The old Byte magazine's special edition that covered Modula-2 described the Lilith workstation as a stack machine CPU. It's on archive.org .


I had this guy as a professor and he was great.


Would love to hear more about this.

The stack machines book is the only computer architecture book I've read cover to cover.


Koopman's more recent "Better Embedded System Software" is a great overview of its subject.


I wonder how soon we will have microarchitectures that are purely the result of some deep learning algorithms optimizing for performance and compilability of high level languages. We would be able to prove them correct - that they correctly execute the code and have no exploitable bugs - but we will have almost no idea how exactly they achieve said performance.


I can’t find the link atm, but the reference was a self-optimized circuit that achieved xyz objective but the actual fpga bitstream was a p&r nightmare of latches and impossible simplifications taking advantage of phantom this and inductive that all accidentally and due to proximity but measured results and feedback and such. Totally specific and local, down to clock skew usage, whatever, no one understood it… will have to find the link…


That sounds about right. Why bother with a clock anyway, asynchronous is the way of the hardware samurai.

Although it should be fuzzed a bit with signal and power noise, to kill those "solutions" that only work due to a lucky photo-resist error that manifests itself at exactly 3.03V.


I don't think we really know how to learn code generation techniques and prove them correct, yet.

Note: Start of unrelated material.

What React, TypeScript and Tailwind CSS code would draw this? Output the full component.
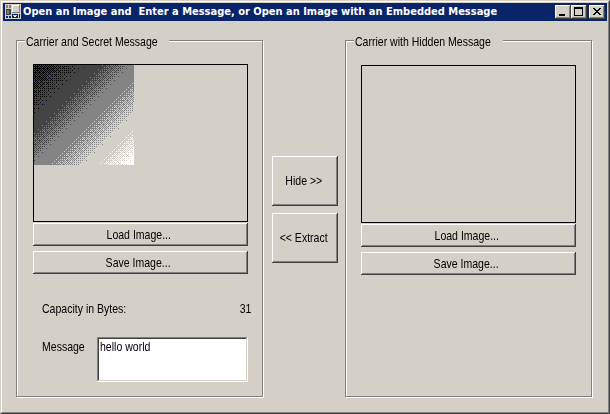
import { useEffect, useRef, type ReactNode } from 'react';

const RAISED =
  'flex shrink-0 items-center justify-center bg-[#d4d0c8] text-black shadow-[inset_-1px_-1px_0_#404040,inset_1px_1px_0_#ffffff,inset_-2px_-2px_0_#808080]';

const BAYER = [
  [0, 32, 8, 40, 2, 34, 10, 42],
  [48, 16, 56, 24, 50, 18, 58, 26],
  [12, 44, 4, 36, 14, 46, 6, 38],
  [60, 28, 52, 20, 62, 30, 54, 22],
  [3, 35, 11, 43, 1, 33, 9, 41],
  [51, 19, 59, 27, 49, 17, 57, 25],
  [15, 47, 7, 39, 13, 45, 5, 37],
  [63, 31, 55, 23, 61, 29, 53, 21],
];

const SHADES = ['#000000', '#444444', '#848484', '#d4d0c8', '#ffffff'];

// Distance along the diagonal where each blend to the next shade begins and ends.
const BLENDS = [
  [-14, 50],
  [66, 97],
  [112, 149],
  [161, 192],
];

const BLUE_DOTS = [
  [26, 0], [40, 0], [50, 2], [44, 6], [36, 6], [16, 11], [0, 15], [36, 14],
  [28, 18], [20, 22], [0, 26], [5, 34], [10, 39], [1, 48],
];

function GradientImage() {
  const ref = useRef<HTMLCanvasElement>(null);
  useEffect(() => {
    const ctx = ref.current?.getContext('2d');
    if (!ctx) return;
    for (let y = 0; y < 100; y++) {
      for (let x = 0; x < 100; x++) {
        const t = x + y;
        const threshold = (BAYER[y % 8][x % 8] + 0.5) / 64;
        let shade = 0;
        BLENDS.forEach(([from, to]) => {
          if ((t - from) / (to - from) > threshold) shade++;
        });
        ctx.fillStyle = SHADES[shade];
        ctx.fillRect(x, y, 1, 1);
      }
    }
    ctx.fillStyle = '#102a80';
    BLUE_DOTS.forEach(([x, y]) => ctx.fillRect(x, y, 1, 1));
  }, []);
  return <canvas ref={ref} width={100} height={100} className="block h-[100px] w-[100px]" />;
}

// Condensed face for the dialog's labels.
function Label({ children, origin = 'origin-left' }: { children: ReactNode; origin?: string }) {
  return <span className={`inline-block scale-x-[0.81] whitespace-nowrap ${origin}`}>{children}</span>;
}

function GroupBox({ children }: { children: ReactNode }) {
  return (
    <section className="flex h-[357px] w-[247px] shrink-0 flex-col border border-[#808080] shadow-[1px_1px_0_#ffffff,inset_1px_1px_0_#ffffff]">
      {children}
    </section>
  );
}

function AppIcon() {
  return (
    <svg width="16" height="15" viewBox="0 0 16 15" shapeRendering="crispEdges" className="shrink-0">
      <rect width="16" height="15" fill="#d4d0c8" />
      <rect x="1" y="1" width="2" height="3" fill="#808080" />
      <rect x="4" y="1" width="2" height="3" fill="#808080" />
      <rect x="1" y="5" width="5" height="6" fill="#404040" />
      <rect x="2" y="6" width="2" height="4" fill="#808080" />
      <rect x="7" y="1" width="8" height="8" fill="#808080" />
      <rect x="7" y="1" width="7" height="7" fill="#ffffff" />
      <rect x="8" y="2" width="6" height="6" fill="#d4d0c8" />
      <rect x="1" y="12" width="2" height="2" fill="#0a246a" />
      <rect x="4" y="12" width="2" height="2" fill="#0a246a" />
      <rect x="7" y="10" width="6" height="4" fill="#0a246a" />
      <rect x="8" y="11" width="4" height="1" fill="#d4d0c8" />
      <rect x="9" y="12" width="2" height="1" fill="#ffffff" />
      <rect x="14" y="10" width="1" height="4" fill="#0a246a" />
    </svg>
  );
}

function TitleBar() {
  return (
    <header className="flex h-[18px] shrink-0 items-start bg-[#0a246a] pr-[2px] pl-[2px] pt-px">
      <AppIcon />
      <h1 className="ml-[2px] h-4 whitespace-pre font-['DejaVu_Sans_Condensed','DejaVu_Sans',sans-serif] text-[11px] leading-4 font-bold text-white">
        {'Open an Image and  Enter a Message, or Open an Image with an Embedded Message'}
      </h1>
      <div className="mt-px ml-auto flex">
        <button className={`${RAISED} h-[14px] w-4`} aria-label="Minimize">
          <svg width="16" height="14" shapeRendering="crispEdges">
            <path d="M4 9h6v2H4z" />
          </svg>
        </button>
        <button className={`${RAISED} h-[14px] w-4`} aria-label="Maximize">
          <svg width="16" height="14" shapeRendering="crispEdges">
            <path fillRule="evenodd" d="M3 2h9v9H3zM4 4v6h7V4z" />
          </svg>
        </button>
        <button className={`${RAISED} ml-[2px] h-[14px] w-4`} aria-label="Close">
          <svg width="16" height="14" shapeRendering="crispEdges">
            <path d="M4 3h2v1h1v1h2V4h1V3h2v1h-1v1h-1v1H9v1h1v1h1v1h1v1h-2V9H9V8H7v1H6v1H4V9h1V8h1V7h1V6H6V5H5V4H4z" />
          </svg>
        </button>
      </div>
    </header>
  );
}

export default function App() {
  return (
    <div className="h-[414px] w-[610px] overflow-hidden border border-t-[#d4d0c8] border-r-[#404040] border-b-[#404040] border-l-[#d4d0c8] bg-[#d4d0c8] font-['Liberation_Sans',sans-serif] text-[13px] leading-[14px] text-black">
      <div className="flex h-full flex-col border border-t-white border-r-[#808080] border-b-[#808080] border-l-white p-px">
        <TitleBar />
        <main className="flex pt-[19px] pl-[13px]">
          <GroupBox>
            <h2 className="-mt-[6px] ml-2 h-[14px] w-[144px] bg-[#d4d0c8] pl-px">
              <Label>Carrier and Secret Message</Label>
            </h2>
            <div className="mt-[15px] ml-4 h-[158px] w-[215px] shrink-0 border border-black">
              <GradientImage />
            </div>
            <button className={`${RAISED} mt-px ml-4 h-[23px] w-[215px] pt-px pr-1`}>
              <Label origin="origin-center">Load Image...</Label>
            </button>
            <button className={`${RAISED} mt-[5px] ml-4 h-[23px] w-[215px] pt-px pr-1`}>
              <Label origin="origin-center">Save Image...</Label>
            </button>
            <div className="mt-7 mr-[11px] ml-[25px] flex justify-between">
              <Label>Capacity in Bytes:</Label>
              <Label origin="origin-right">31</Label>
            </div>
            <div className="mt-[21px] ml-[25px] flex">
              <div className="mt-[3px] w-[55px] shrink-0">
                <Label>Message</Label>
              </div>
              <div className="h-[45px] w-[151px] shrink-0 bg-white px-[3px] pt-[3px] shadow-[inset_-1px_-1px_0_#ffffff,inset_1px_1px_0_#808080,inset_-2px_-2px_0_#d4d0c8,inset_2px_2px_0_#404040]">
                <Label>hello world</Label>
              </div>
            </div>
          </GroupBox>
          <div className="mt-[116px] ml-[9px] flex w-[66px] shrink-0 flex-col gap-[7px]">
            <button className={`${RAISED} h-[50px] w-[66px] pr-[3px]`}>
              <Label origin="origin-center">Hide &gt;&gt;</Label>
            </button>
            <button className={`${RAISED} h-[50px] w-[66px] pr-[3px]`}>
              <Label origin="origin-center">&lt;&lt; Extract</Label>
            </button>
          </div>
          <div className="ml-[7px]">
            <GroupBox>
              <h2 className="-mt-[6px] ml-2 h-[14px] w-[149px] bg-[#d4d0c8] pl-px">
                <Label>Carrier with Hidden Message</Label>
              </h2>
              <div className="mt-4 ml-[15px] h-[158px] w-[215px] shrink-0 border border-black" />
              <button className={`${RAISED} mt-px ml-[15px] h-[23px] w-[215px] pt-px pr-1`}>
                <Label origin="origin-center">Load Image...</Label>
              </button>
              <button className={`${RAISED} mt-[5px] ml-[15px] h-[23px] w-[215px] pt-px pr-1`}>
                <Label origin="origin-center">Save Image...</Label>
              </button>
            </GroupBox>
          </div>
        </main>
      </div>
    </div>
  );
}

That would be, in general, a really neat and useful trick.


What, divide in half and compare?


Not sure if this quite counts for what I'm asking, but:

Is there a good list of "fundamentally new" types of computing paradigms over time? I'd love to see what paradigms branched off of others, what reached dead ends and why, etc.



I've seen some chart like this before. For example, APL started the array family that has APL, J, A+, K, Kona...etc. Algol started the procedural family of Algol, Fortran, Basic...etc. Lisp started the family of lisp languages...and so on. The taxonomy is convoluted and not quite that neat though.